There is one story, however, which struck me completely differently than it had before as a result of my political coming-of-age. “The Concrete Mixer” describes a Martian invasion of Earth as narrated by a Martian conscript, Ettil Vrye. Writing from this “Martian’s-eye view,” Bradbury imagines how the decadence of mid-twentieth century American might look to a completely naïve observer, and the result is acerbic and entertaining as well as eminently relevant to our current situation. The trends he observed have only deepened over the intervening 70 years. I highly recommend that you read it for yourself, but be warned that spoilers abound in what follows.

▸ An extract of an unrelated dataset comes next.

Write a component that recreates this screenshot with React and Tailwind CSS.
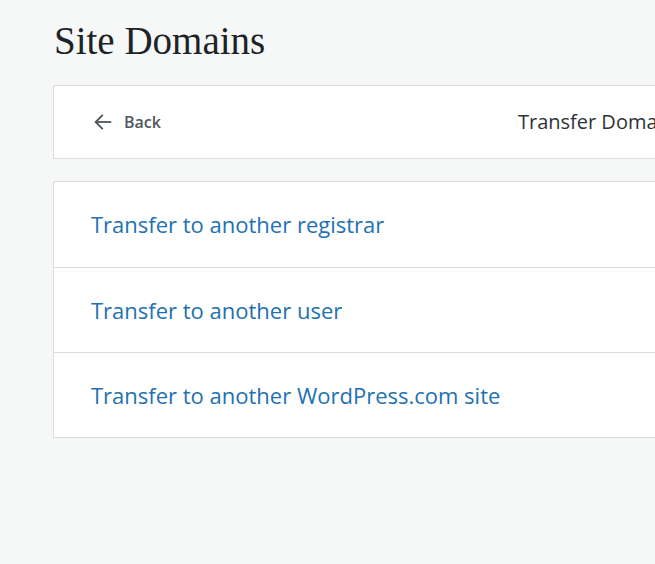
import React from 'react';

const options = [
  'Transfer to another registrar',
  'Transfer to another user',
  'Transfer to another WordPress.com site',
];

export default function App() {
  return (
    <div className="w-[655px] h-[564px] overflow-hidden bg-[#f6f7f7]" style={{ fontFamily: '"Open Sans", "Noto Sans", sans-serif' }}>
      <div className="pl-[53px] pt-[18px]">
        <h1 className="text-[39px] leading-[46px] text-[#1d2327] pl-[1px]" style={{ fontFamily: '"Liberation Serif", "DejaVu Serif", serif' }}>
          Site Domains
        </h1>

        {/* header card */}
        <div className="mt-[21px] w-[1000px] h-[74px] bg-white border border-[#dcdcde] flex items-center">
          <button className="flex items-center gap-[10px] pl-[38px] text-[#50575e] text-[16px] font-semibold">
            <svg width="22" height="22" viewBox="0 0 24 24" fill="none" stroke="currentColor" strokeWidth="2" strokeLinecap="square">
              <path d="M20 12H5" />
              <path d="M11 5l-7 7 7 7" />
            </svg>
            <span>Back</span>
          </button>
          <div className="ml-[357px] text-[20px] text-[#2c3338]">Transfer Domain</div>
        </div>

        {/* options */}
        <div className="mt-[22px] w-[1000px] bg-white border border-[#dcdcde]">
          {options.map((o, i) => (
            <div key={o} className={`h-[85px] flex items-center pl-[37px] ${i > 0 ? 'border-t border-[#dcdcde]' : ''}`}>
              <a className="text-[22px] text-[#2271b1] cursor-pointer">{o}</a>
            </div>
          ))}
        </div>
      </div>
    </div>
  );
}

Though “The Concrete Mixer” does not describe much of life and culture on Ettil Vrye’s Mars, Bradbury establishes it as being a militaristic society in which it is unthinkable for a young man not to participate in their implicitly ethnic war against Earth. Vrye, however, initially resists his draft orders, though he eventually submits to conscription under threat of death. He does so neither out of moral compunction nor out of cowardice, but due to his conviction that the invasion is doomed to fail. Vrye has immersed himself in Earthling literature, in particular pulp-fiction stories about Martian invasions of Earth, and has noticed the ubiquity of the hero mythos in them: “Invariably, each invasion is thwarted by a young man, usually lean, usually Irish, usually alone, named Mick or Rick, or Jick or Bannon, who destroys the Martians.”
When the philistine military authorities fail to appreciate the importance of such cultural artifacts, Vrye goes on to explain just what this heroic tradition imparts to the Earthlings:
Morale. A big thing. The Earthmen know they can’t fail. It is in them like blood beating in their veins. They cannot fail. They will repel each invasion, no matter how well organized. Their youth of reading just such fiction as this has given them a faith we cannot equal.

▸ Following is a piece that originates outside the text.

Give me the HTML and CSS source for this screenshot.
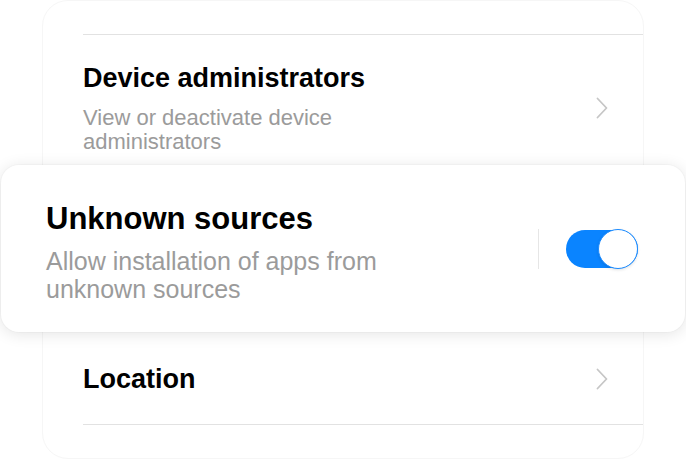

This dovetails quite neatly with Bradbury’s preoccupation with censorship and the preservation of the classics, as he most famously elucidated in Fahrenheit 451. He understood that art and literature shape — often in subtler ways than we can appreciate — the collective imagination that gives birth to culture, and consequently, to politics. Once Ettil Vrye and the rest of the Martian army land on Earth, however, it emerges that a significant cultural shift has taken place there. The age of the hard-boiled swashbuckling Irish hero — Mick, Rick, Jick, Bannon — has come to an end, and an entirely new cultural outlook has sprung up in its place.

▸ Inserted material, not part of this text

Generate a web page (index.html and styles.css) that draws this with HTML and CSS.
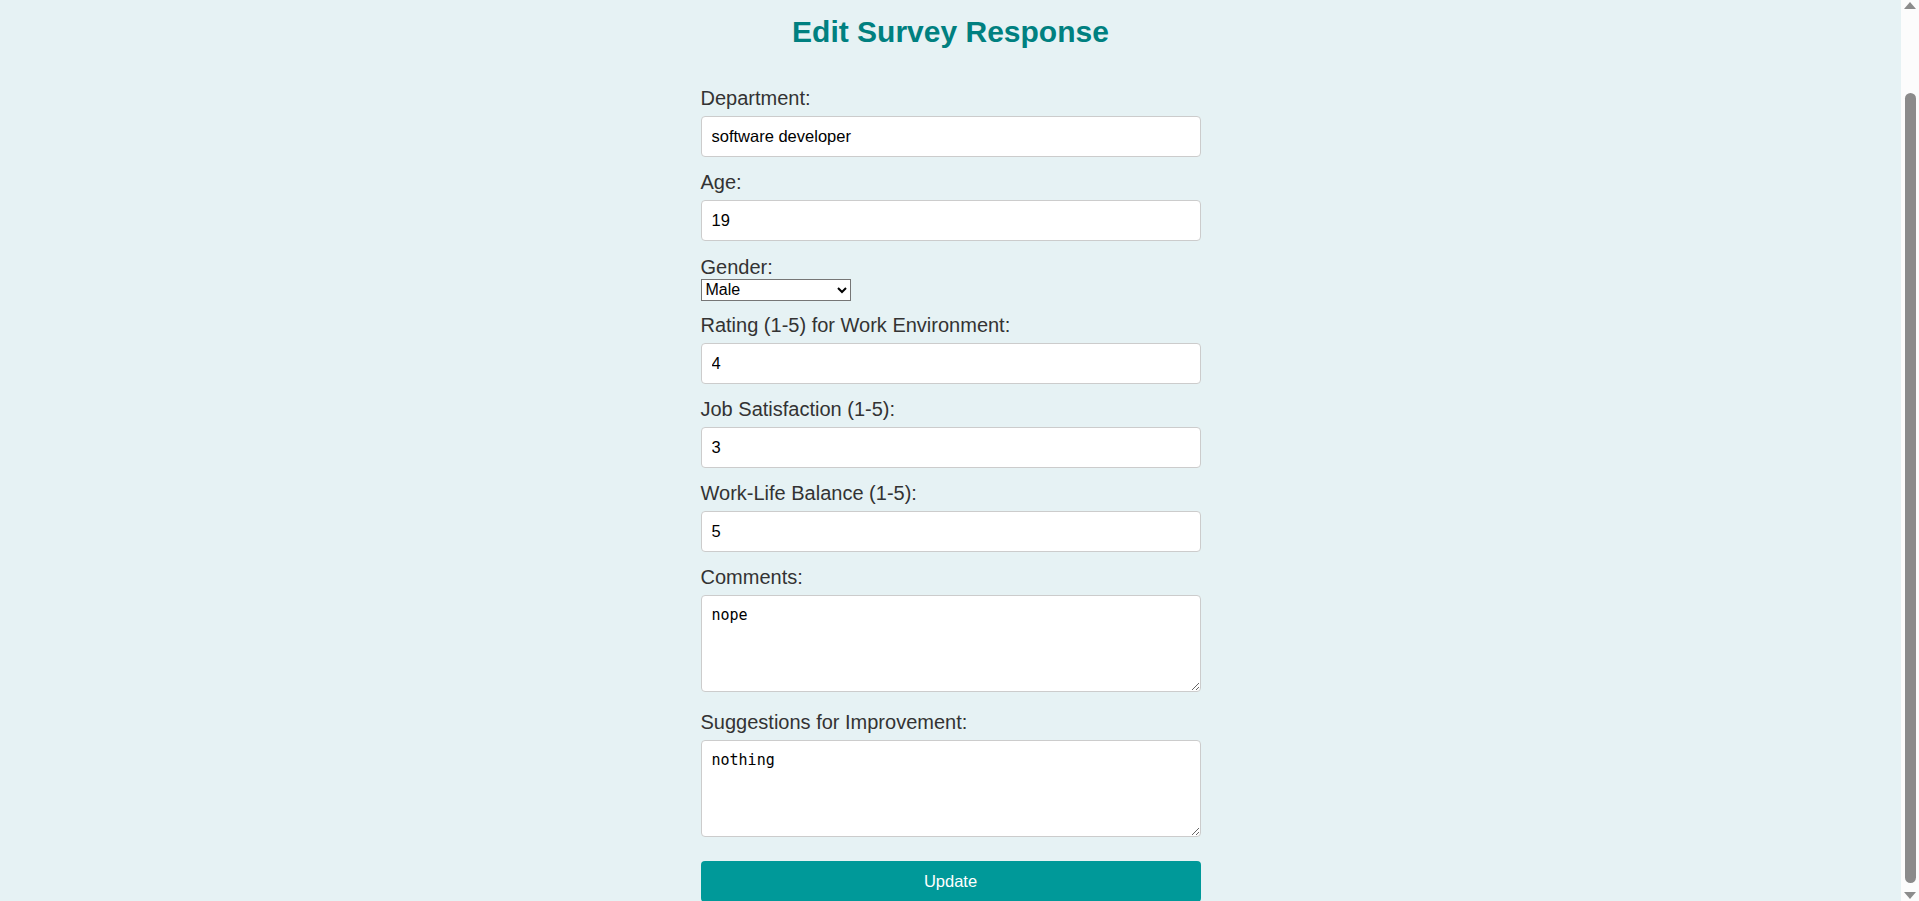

The first indication of this cultural shift occurs when the incoming Martian rockets are greeted by a radio transmission not from the President of the United States, but from the President of the Association of United American Producers. Sommers explains to the invaders:
Many years ago, we of Earth renounced war, destroyed our atom bombs. Now, unprepared as we are, there is nothing for us but to welcome you. The planet is yours. We ask only mercy from you good and merciful invaders.
It was at this point in the story that I first began to experience an eerie sense of familiarity; I even scribbled a single word in the margin — “Muslims?” — before remembering that this story was published in 1951, well before the mass importation of warlike foreign peoples into Europe had begun in earnest.
This sense only deepened when the Earthling welcome party offers three gifts to the invaders upon their arrival in California: a white woman, free tickets to the town’s cinemas (which have crowded out institutions of higher culture entirely), and enough beer and hot dogs that the Martians promptly become ill. I found myself wondering whether it was really so obvious in 1951 that this is how an invasion of the fat, complacent West would turn out.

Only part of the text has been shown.